[Saved entries]
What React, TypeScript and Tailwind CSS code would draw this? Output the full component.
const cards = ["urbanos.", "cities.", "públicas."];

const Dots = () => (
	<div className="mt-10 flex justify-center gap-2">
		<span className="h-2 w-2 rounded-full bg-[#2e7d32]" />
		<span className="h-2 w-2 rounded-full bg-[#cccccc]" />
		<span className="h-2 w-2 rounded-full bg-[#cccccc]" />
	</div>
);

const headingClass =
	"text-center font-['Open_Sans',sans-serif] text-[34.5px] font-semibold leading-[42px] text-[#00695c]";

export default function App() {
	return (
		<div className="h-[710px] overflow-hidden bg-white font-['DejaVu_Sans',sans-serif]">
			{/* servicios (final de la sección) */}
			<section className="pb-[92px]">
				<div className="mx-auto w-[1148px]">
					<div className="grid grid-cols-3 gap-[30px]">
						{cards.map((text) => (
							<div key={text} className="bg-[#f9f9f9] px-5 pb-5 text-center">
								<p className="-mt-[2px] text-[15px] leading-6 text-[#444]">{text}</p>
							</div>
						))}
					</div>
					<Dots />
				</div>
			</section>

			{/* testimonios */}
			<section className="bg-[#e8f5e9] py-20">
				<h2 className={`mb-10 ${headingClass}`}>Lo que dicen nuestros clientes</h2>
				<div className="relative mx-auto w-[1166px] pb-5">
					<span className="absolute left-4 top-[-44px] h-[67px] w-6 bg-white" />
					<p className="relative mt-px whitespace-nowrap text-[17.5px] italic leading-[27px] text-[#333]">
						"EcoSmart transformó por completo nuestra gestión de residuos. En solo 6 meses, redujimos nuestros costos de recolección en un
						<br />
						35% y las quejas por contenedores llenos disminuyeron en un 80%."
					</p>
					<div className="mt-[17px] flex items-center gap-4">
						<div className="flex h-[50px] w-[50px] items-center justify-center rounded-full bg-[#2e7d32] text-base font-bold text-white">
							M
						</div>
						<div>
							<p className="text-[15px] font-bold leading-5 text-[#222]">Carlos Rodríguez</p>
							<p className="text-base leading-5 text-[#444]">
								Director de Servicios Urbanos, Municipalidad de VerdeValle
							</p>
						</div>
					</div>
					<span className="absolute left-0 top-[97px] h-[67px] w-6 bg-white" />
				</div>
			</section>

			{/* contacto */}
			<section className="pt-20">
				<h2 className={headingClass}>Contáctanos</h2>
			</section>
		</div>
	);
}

* * *

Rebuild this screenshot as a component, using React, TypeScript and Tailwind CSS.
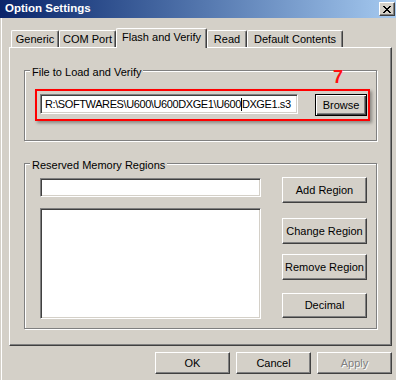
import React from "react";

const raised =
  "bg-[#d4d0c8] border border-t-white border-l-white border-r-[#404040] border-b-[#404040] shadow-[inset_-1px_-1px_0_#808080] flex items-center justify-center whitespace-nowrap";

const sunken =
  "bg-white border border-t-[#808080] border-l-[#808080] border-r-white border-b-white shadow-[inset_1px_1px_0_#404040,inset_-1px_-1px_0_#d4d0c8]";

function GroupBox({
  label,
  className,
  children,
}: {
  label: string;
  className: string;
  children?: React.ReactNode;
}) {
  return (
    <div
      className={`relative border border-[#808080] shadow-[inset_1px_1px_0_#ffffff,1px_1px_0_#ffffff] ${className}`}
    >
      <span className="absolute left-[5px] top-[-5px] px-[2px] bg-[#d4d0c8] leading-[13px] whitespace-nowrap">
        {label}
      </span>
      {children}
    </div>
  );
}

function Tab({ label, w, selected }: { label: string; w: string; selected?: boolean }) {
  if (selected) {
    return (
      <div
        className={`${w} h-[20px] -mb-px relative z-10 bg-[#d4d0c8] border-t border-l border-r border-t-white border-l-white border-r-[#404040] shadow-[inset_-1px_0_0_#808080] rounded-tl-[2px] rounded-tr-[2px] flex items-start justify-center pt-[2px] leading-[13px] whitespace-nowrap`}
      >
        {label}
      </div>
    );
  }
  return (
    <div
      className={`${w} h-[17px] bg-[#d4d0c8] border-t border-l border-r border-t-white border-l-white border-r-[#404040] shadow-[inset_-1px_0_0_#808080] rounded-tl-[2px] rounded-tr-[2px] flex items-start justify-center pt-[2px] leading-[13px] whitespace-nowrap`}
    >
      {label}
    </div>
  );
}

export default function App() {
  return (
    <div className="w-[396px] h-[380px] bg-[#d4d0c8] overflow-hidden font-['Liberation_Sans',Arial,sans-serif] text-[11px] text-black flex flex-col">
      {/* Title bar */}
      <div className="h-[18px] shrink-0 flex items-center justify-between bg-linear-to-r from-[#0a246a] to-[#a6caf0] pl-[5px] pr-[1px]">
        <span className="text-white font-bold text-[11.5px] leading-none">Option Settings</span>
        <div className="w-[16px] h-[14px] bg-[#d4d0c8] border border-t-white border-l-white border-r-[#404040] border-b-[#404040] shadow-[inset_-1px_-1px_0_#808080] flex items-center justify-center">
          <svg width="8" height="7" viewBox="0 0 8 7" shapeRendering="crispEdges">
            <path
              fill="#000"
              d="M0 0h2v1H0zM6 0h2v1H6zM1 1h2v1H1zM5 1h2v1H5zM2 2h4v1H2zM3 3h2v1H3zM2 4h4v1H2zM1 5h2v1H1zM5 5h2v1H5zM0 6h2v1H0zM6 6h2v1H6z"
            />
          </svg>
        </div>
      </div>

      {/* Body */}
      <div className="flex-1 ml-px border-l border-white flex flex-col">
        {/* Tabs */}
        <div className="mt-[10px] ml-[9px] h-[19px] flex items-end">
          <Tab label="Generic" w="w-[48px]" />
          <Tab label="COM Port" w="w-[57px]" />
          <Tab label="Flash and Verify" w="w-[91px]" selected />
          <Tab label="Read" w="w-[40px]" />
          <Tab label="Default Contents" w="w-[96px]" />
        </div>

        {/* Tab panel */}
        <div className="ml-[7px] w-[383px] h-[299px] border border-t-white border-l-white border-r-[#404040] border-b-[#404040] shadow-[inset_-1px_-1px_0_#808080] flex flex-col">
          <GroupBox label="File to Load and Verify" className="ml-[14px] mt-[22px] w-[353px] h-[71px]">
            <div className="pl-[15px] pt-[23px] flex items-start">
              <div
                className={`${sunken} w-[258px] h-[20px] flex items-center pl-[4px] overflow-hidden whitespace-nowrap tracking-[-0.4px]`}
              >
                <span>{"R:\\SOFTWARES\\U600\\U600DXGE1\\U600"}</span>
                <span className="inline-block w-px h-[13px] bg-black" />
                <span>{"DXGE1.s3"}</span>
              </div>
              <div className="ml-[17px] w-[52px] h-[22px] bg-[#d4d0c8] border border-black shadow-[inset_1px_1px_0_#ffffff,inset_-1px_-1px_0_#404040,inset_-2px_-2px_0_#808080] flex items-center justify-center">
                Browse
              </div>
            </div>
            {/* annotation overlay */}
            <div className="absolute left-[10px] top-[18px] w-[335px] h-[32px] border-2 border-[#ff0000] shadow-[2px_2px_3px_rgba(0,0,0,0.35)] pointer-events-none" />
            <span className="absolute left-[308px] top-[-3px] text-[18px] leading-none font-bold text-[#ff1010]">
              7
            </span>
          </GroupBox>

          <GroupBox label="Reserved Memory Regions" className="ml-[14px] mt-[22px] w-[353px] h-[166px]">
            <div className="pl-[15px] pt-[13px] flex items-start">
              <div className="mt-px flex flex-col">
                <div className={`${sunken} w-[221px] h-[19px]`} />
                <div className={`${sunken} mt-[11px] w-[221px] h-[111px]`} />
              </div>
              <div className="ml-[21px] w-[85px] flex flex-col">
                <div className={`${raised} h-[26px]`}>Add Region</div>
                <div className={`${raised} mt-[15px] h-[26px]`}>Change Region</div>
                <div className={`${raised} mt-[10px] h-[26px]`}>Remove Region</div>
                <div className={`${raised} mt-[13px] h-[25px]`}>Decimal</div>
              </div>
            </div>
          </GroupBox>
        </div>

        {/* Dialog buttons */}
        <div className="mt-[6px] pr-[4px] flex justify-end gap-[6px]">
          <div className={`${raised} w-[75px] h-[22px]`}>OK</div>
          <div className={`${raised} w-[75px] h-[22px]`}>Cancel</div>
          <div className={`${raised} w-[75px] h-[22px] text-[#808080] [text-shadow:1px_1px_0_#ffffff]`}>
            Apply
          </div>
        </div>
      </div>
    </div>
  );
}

...

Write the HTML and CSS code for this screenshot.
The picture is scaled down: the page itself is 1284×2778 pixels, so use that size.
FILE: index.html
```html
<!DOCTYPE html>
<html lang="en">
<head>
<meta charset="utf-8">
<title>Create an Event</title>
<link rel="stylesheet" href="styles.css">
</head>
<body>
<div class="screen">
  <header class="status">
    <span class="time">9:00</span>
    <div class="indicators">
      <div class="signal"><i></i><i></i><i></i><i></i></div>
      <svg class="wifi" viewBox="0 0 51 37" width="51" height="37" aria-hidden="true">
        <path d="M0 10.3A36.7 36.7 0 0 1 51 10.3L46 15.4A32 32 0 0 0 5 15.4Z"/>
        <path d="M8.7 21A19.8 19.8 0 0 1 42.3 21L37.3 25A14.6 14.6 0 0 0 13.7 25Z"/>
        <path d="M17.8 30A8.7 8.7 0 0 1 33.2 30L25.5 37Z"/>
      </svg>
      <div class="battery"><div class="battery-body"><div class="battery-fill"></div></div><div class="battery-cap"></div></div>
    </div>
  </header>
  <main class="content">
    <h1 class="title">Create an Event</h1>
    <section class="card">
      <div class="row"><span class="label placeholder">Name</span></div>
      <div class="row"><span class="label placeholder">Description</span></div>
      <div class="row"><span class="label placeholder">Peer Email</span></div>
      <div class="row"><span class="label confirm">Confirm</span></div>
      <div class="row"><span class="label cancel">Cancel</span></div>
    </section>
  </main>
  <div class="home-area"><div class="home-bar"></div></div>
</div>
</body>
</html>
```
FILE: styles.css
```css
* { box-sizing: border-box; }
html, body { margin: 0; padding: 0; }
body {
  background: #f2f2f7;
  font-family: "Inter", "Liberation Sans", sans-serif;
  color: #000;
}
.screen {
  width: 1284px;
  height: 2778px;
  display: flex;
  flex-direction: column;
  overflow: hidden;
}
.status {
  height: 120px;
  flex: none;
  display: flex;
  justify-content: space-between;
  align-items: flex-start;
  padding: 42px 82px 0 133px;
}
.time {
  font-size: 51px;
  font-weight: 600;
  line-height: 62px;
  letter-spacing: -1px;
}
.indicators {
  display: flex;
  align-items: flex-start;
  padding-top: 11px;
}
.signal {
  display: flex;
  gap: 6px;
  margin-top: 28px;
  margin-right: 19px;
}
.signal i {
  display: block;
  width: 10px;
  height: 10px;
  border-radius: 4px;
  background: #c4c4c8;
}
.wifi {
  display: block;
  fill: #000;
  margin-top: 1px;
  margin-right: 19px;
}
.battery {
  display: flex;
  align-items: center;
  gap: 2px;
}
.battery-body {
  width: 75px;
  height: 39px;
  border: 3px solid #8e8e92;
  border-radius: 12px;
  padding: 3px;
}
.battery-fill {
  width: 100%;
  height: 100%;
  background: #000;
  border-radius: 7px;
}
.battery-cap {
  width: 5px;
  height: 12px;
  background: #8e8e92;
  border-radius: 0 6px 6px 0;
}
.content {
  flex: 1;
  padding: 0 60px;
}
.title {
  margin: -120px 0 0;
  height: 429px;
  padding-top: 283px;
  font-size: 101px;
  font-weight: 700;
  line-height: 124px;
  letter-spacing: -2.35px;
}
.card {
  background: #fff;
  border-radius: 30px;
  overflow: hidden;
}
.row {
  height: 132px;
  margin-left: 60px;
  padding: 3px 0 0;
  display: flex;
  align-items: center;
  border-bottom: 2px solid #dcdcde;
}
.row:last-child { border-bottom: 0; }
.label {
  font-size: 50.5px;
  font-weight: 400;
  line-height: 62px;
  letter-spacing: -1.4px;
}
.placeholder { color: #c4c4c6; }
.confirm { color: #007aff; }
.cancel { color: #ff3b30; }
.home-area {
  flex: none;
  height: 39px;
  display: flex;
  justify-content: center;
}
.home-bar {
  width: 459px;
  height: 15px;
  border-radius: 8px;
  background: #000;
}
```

* **WHAT NEEDS TO BE DONE**: Write down exactly what the lines above say, from the line holding "Rebuild this screenshot" through the line holding "import React from", and nothing more. Do not copy the pictures.

* **OUTPUT OF THE TASK**:
Rebuild this screenshot as a component, using React, TypeScript and Tailwind CSS.
import React from "react";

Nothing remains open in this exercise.